4. You have access to a machine that will let you replay one three-minute snippet of your life over in your mind, any time you like. What's your movie gonna be?
Oooh, tough one. See, my problem with my writing is that I try and make it coherent and logical. Silly habbit. That turns out to be far less humorous. Now, I've thought of an answer, but I'll lead you through my thought process.
It's difficult to think of something that will be relevant throughout your lifetime. Sure, there are some cool memories that would be awesome to have perfectly replayed, but in 10 years they may be totally inconsequential. So I started focussing on memories that should last a lifetime and I was drawn to my trip to Australia (envy me). There is this particular spot at the entrance to Sydney Harbor that is hands down the most incredible sight I have ever seen. Sheer cliffs down to the ocean, clear blue water, sounds of the waves crashing against the rock, and you could see for miles on end. But, this would be just a memory, albeit a perfectly accurate one, and I don't know that this machine could truly do it justice. Then I came to my conclusion.
There was a concert I saw here on campus two years ago; it was the Chamber Orchestra Kremlin. They performed an arrangement of Tchaikovsky's Souvenir de Florence. The three-minute snipet that I would like this machine to play is that last three minutes of the second movement. It was practically orgasmic, kid you not.
Ok, now that I've revealed way to much about myself (which I suppose is the point of this thing anyway), I'll move on.
5. You spin the 'Wheel of Ridiculous Afflictions' and lose. One of your senses will be painlessly -- but permanently -- taken away. Which one is it?
Another difficult question. Let's go through all five before reaching a conclusion.
- Sight: wanna keep it. Being blind would really be a pain in the ass, I think. Best case scenario is that you have a dog running you around all over the place. What if you dog get's really sick of hanging out with a blind guy and decides to run out in traffic?
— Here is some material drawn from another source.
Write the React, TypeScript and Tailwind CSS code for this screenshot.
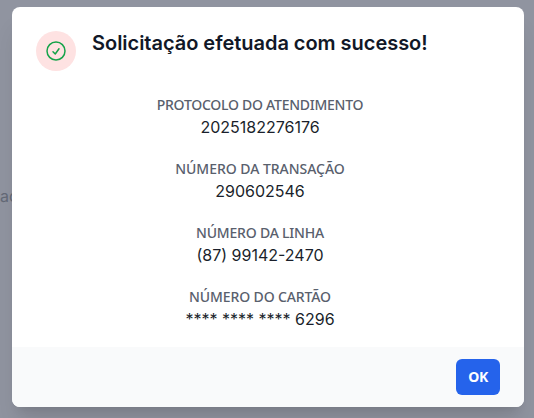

Oh, and that stick thing is such a fashion faux pas.
- Hearing: Um, I just chose for my one memory a music performance. That'd be a no.
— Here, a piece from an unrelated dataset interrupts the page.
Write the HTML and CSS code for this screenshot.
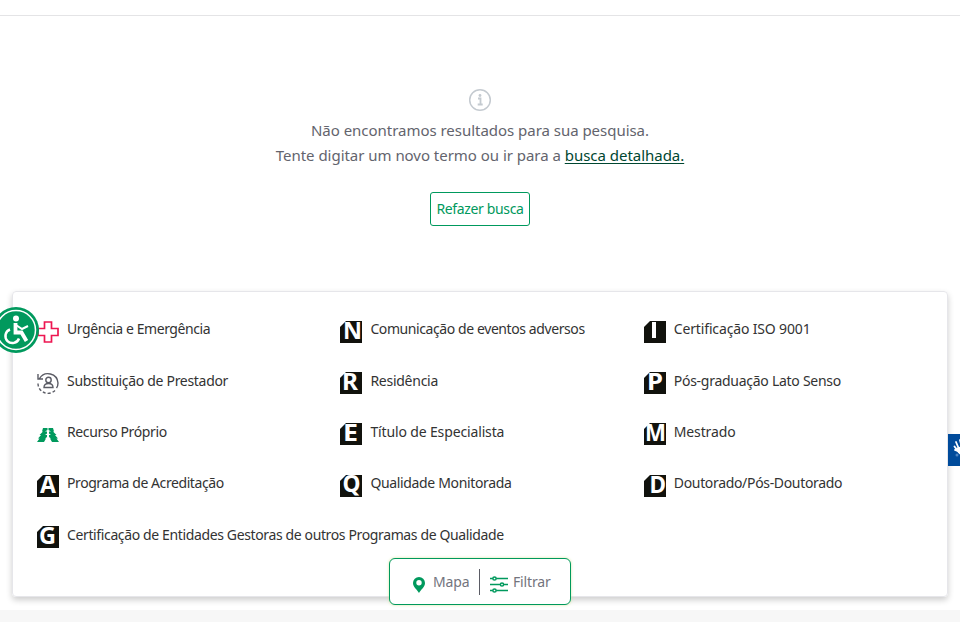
FILE: index.html
```html
<!DOCTYPE html>
<html lang="pt-BR">
<head>
<meta charset="utf-8">
<title>Busca</title>
<link rel="stylesheet" href="styles.css">
</head>
<body>
<svg width="0" height="0" class="defs"><defs>
<path id="tag" d="M0 6 6 0H22V22H0Z"/>
</defs></svg>
<header class="top"></header>
<main>
<section class="empty">
<svg class="info" width="24" height="24" viewBox="0 0 24 24" fill="none" stroke="#c4cad0"><circle cx="12" cy="12" r="10.3" stroke-width="1.5"/><path d="M10 10.5h2.5v6M9.700 16.500h5" stroke-width="1.800"/><circle cx="12" cy="7.500" r="1.400" fill="#c4cad0" stroke="none"/></svg>
<p class="m1">Não encontramos resultados para sua pesquisa.</p>
<p class="m2">Tente digitar um novo termo ou ir para a <a>busca detalhada.</a></p>
<button class="redo">Refazer busca</button>
</section>
<section class="card">
<div class="item"><svg viewBox="0 0 22 22" fill="none" stroke="#ed1651" stroke-width="1.700"><path d="M7.500 1h7v6.500H21v7h-6.500V21h-7v-6.500H1v-7h6.500Z"/></svg><span class="t1">Urgência e Emergência</span></div>
<div class="item"><svg class="letter" viewBox="0 0 22 22"><use href="#tag"/><text x="3" y="17.500" textLength="19" lengthAdjust="spacingAndGlyphs">N</text></svg><span class="t2">Comunicação de eventos adversos</span></div>
<div class="item"><svg class="letter" viewBox="0 0 22 22"><use href="#tag"/><path d="M8 1H12V17H8Z" fill="#fff"/></svg><span class="t3">Certificação ISO 9001</span></div>
<div class="item"><svg viewBox="0 0 22 22" fill="none" stroke="#5b5c65" stroke-width="1.400"><path d="M2.500 6.500A10 10 0 0 1 21 11q0 3-1.500 5M1 2v5h5"/><path d="M18 18.500A10 10 0 0 1 1 11" stroke-dasharray="3 2"/><circle cx="11.500" cy="8" r="2.700"/><path d="M7 15.500c0-3 1.500-4 4.500-4s4.500 1 4.500 4Z"/></svg><span class="t4">Substituição de Prestador</span></div>
<div class="item"><svg class="letter" viewBox="0 0 22 22"><use href="#tag"/><text x="2" y="17.500" textLength="16" lengthAdjust="spacingAndGlyphs">R</text></svg><span class="t5">Residência</span></div>
<div class="item"><svg class="letter" viewBox="0 0 22 22"><use href="#tag"/><text x="3" y="17.500" textLength="16" lengthAdjust="spacingAndGlyphs">P</text></svg><span class="t6">Pós-graduação Lato Senso</span></div>
<div class="item"><svg viewBox="0 0 22 22" fill="#00995d"><path d="M6 5h4.500v2L8 8.500h2v2L8 12h2v2l-2 1.500h1L7 19H0l2.500-3.500H1L4 12H2.500L6 8.500H5ZM11.500 5H16l1 3.500h-1l3.500 3.500H18l3 3.500h-1.500L22 19h-7l-2-3.500h1L12 14v-2h2l-2-1.500v-2h2L11.500 7Z"/></svg><span class="t7">Recurso Próprio</span></div>
<div class="item"><svg class="letter" viewBox="0 0 22 22"><use href="#tag"/><text x="3" y="17.500" textLength="15" lengthAdjust="spacingAndGlyphs">E</text></svg><span class="t8">Título de Especialista</span></div>
<div class="item"><svg class="letter" viewBox="0 0 22 22"><use href="#tag"/><text x="1" y="17.500" textLength="21" lengthAdjust="spacingAndGlyphs">M</text></svg><span class="t9">Mestrado</span></div>
<div class="item"><svg class="letter" viewBox="0 0 22 22"><use href="#tag"/><text x="3" y="17.500">A</text></svg><span class="t10">Programa de Acreditação</span></div>
<div class="item"><svg class="letter" viewBox="0 0 22 22"><use href="#tag"/><text x="2.500" y="17" textLength="18" lengthAdjust="spacingAndGlyphs">Q</text></svg><span class="t11">Qualidade Monitorada</span></div>
<div class="item"><svg class="letter" viewBox="0 0 22 22"><use href="#tag"/><text x="5.500" y="17.500" textLength="16.500" lengthAdjust="spacingAndGlyphs">D</text></svg><span class="t12">Doutorado/Pós-Doutorado</span></div>
<div class="item wide"><svg class="letter" viewBox="0 0 22 22"><use href="#tag"/><text x="2" y="17.500" textLength="17" lengthAdjust="spacingAndGlyphs">G</text></svg><span class="t13">Certificação de Entidades Gestoras de outros Programas de Qualidade</span></div>
</section>
</main>
<footer></footer>
<nav class="tools">
<div class="map"><svg width="12" height="16" viewBox="0 0 12 16"><path fill="#00995d" fill-rule="evenodd" d="M6 0A6 6 0 0 0 0 6c0 4 4 6.500 6 10 2-3.500 6-6 6-10A6 6 0 0 0 6 0Zm0 3a2.700 2.700 0 1 1 0 5.400A2.700 2.700 0 0 1 6 3Z"/></svg><span>Mapa</span></div>
<div class="filter"><svg width="18" height="17" viewBox="0 0 18 17" fill="#fff" stroke="#00995d" stroke-width="1.500"><path d="M0 2.500h18M0 8.500h18M0 14.500h18"/><circle cx="4.500" cy="2.500" r="1.600"/><circle cx="12" cy="8.500" r="1.600"/><circle cx="4.500" cy="14.500" r="1.600"/></svg><span>Filtrar</span></div>
</nav>
<svg class="access" width="46" height="46" viewBox="0 0 46 46" fill="none" stroke="#fff"><circle cx="23" cy="23" r="23" fill="#00995d" stroke="none"/><circle cx="23" cy="23" r="19.500" stroke-width="1.500"/><circle cx="23" cy="11.500" r="3" fill="#fff" stroke="none"/><path d="M22.500 16v9.500h6l5 8.500" stroke-width="3.800"/><path d="M23 18l6 4 6-3" stroke-width="2"/><path d="M17 22.500a7 7 0 1 0 9 9" stroke-width="2.500"/></svg>
<div class="libras"><svg width="32" height="32" viewBox="0 0 32 32"><path d="M9 16 6.500 12.500M11 15 8 8M14 14 12 6M12 18 7 16" stroke="#fff" stroke-width="1.800" stroke-linecap="round"/><path d="M8 14l6-2v9q-4 0-6-7Z" fill="#fff"/><circle cx="9" cy="21" r="1.500" fill="#4f86c4"/></svg></div>
</body>
</html>
```
FILE: styles.css
```css
* { box-sizing: border-box; }
body { margin: 0; height: 622px; overflow: hidden; position: relative; background: #fff; font-family: "Noto Sans", sans-serif; font-size: 14px; color: #333; }
.defs { position: absolute; }
.top { height: 16px; border-bottom: 1px solid #e4e4e6; }
main { height: 594px; padding: 72px 12px 0; }
.empty { height: 203px; display: flex; flex-direction: column; align-items: center; color: #63646d; }
.info { flex: none; }
p { margin: 0; height: 25px; line-height: 25px; font-size: 15px; letter-spacing: -.03px; white-space: nowrap; }
.m1 { margin-top: 6px; }
p a { color: #004731; text-decoration: underline; text-underline-offset: 2px; }
.redo { margin-top: 24px; width: 100px; height: 34px; padding: 0 0 2px; border: 1px solid #00995d; border-radius: 3px; background: #fff; color: #00995d; font: 14px "Noto Sans", sans-serif; letter-spacing: -.36px; white-space: nowrap; }
.card { height: 306px; padding: 13px 0 0 24px; border: 1px solid #e6e6ea; border-radius: 4px; box-shadow: 0 3px 6px rgba(0,0,0,.2); display: grid; grid-template-columns: 303.4px 303.4px 1fr; grid-template-rows: repeat(5, 51.4px); }
.item { display: flex; align-items: center; white-space: nowrap; gap: 8px; }
.item svg { width: 22px; height: 22px; flex: none; overflow: visible; position: relative; top: 1px; }
.item span { line-height: 20px; margin-top: -3px; }
.t1 { letter-spacing: -.43px; }
.t2 { letter-spacing: -.41px; }
.t3 { letter-spacing: -.15px; }
.t4 { letter-spacing: -.31px; }
.t5 { letter-spacing: -.26px; }
.t6 { letter-spacing: -.27px; }
.t7 { letter-spacing: -.38px; }
.t8 { letter-spacing: -.14px; }
.t9 { letter-spacing: -.13px; }
.t10 { letter-spacing: -.42px; }
.t11 { letter-spacing: -.35px; }
.t12 { letter-spacing: -.33px; }
.t13 { letter-spacing: -.37px; }
.wide { grid-column: span 3; }
.letter { fill: #11120d; }
.letter text { fill: #fff; font: bold 23px "Noto Sans", sans-serif; }
footer { height: 12px; background: #f7f7f7; }
.tools { position: absolute; left: 389px; top: 558px; width: 182px; height: 47px; border: 1px solid #00995d; border-radius: 6px; background: #fff; box-shadow: 0 0 3px #d5e6a0; display: flex; align-items: center; color: #73747d; letter-spacing: -.15px; }
.map, .filter { display: flex; align-items: center; height: 26px; }
.map { width: 90px; padding-left: 23px; gap: 8px; border-right: 1px solid #5b5c65; }
.filter { padding-left: 10px; gap: 5px; }
.tools svg { position: relative; top: 3px; flex: none; }
.access { position: absolute; left: -7px; top: 307px; }
.libras { position: absolute; left: 948px; top: 434px; width: 12px; height: 32px; overflow: hidden; background: #004b9b; }
```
- Touch: Well, I still have not gotten laid yet, so we'll keep that around for a little bit longer, at least.
- Smell: This might be a possibility. There are a lot of good smells out there, but also a lot of bad ones as well. I would be able to miss out on stinky guy who lives down the hall, but then again, I'd never know what was for dinner until I went into the kitchen.
- Taste: This could be difficult to part with, but if I choose to keep it, isn't smell a really big part of tasting? I really like food. Then again, I would be able to eat a really healthy diet.
Thought for the Day
Well, this will have to be brief, because this is easily the longest post I've written.
Actually, I've got nothing. Um...........
Ok, here's something. Think about how Australia was founded. It was originally a prison colony. These guys who commited crimes in the cramped, dark, dirty city of London were transported half-way around the world to an island with incredible scenery, beaches, and best of all, weather. Yeah, no way does it rain as much in Australia as it does in England. So, what was going throught the prisoners' minds as they approached Australia? I can think of a word: Upgrade.